A PSAP is the public safety center that receives and processes 911 communications, determines the appropriate response, and coordinates or transfers the incident.

What it means
PSAP means Public Safety Answering Point. It is the public safety answering point that receives emergency calls or communications, such as 911, and processes them to activate or transfer police, fire, emergency medical, or other agency response.
In everyday language it may be called a 911 center, dispatch center, or communications center. Technically there may be primary and secondary PSAPs, and the structure depends on each jurisdiction.
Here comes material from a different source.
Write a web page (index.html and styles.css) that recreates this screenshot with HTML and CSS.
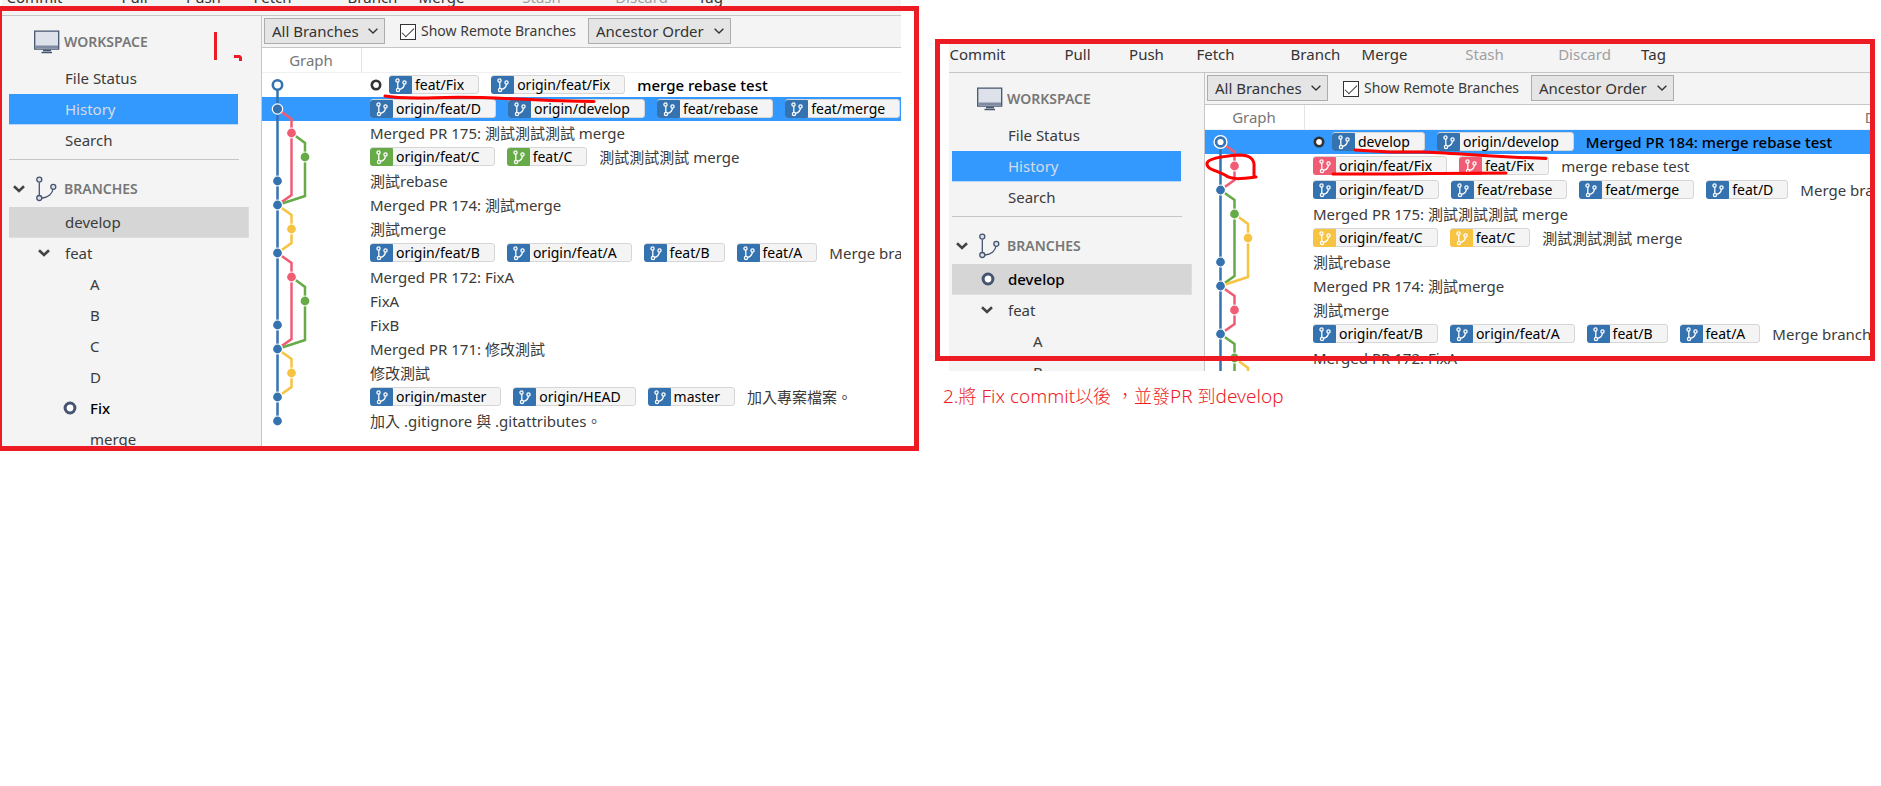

Why it matters for a school
When a school platform promises to "notify 911", the real question is: which PSAP receives it, through what channel, with what data, in what format, and with what confirmation? In school emergencies, the PSAP may need more than a signal: precise location, event type, map, campus contact, authorized video access, or instructions about safe entry.
Capabilities vary widely by area. Some PSAPs can integrate with enriched data or NG9-1-1; others still operate with more traditional workflows.
Data that is often critical
- Validated campus address.
- Building, floor, classroom, entrance, or zone.
- Alert type and severity level.
- Responsible contacts and callback number.
- Maps, keys, access points, and perimeters.
- Alert confirmation or cancellation state.
Common risks
- Assuming every PSAP can receive multimedia data or maps.
- Not testing the workflow with the local authority before production.
- Sending duplicate or contradictory alerts from different systems.
- Not defining who confirms a false alarm.
- Not recording activation, reception, and response times.
Reference sources
- 911.gov, Next Generation 911: https://www.911.gov/issues/ng911/
- National 911 Program guidance and documentation on NG9-1-1 and PSAPs.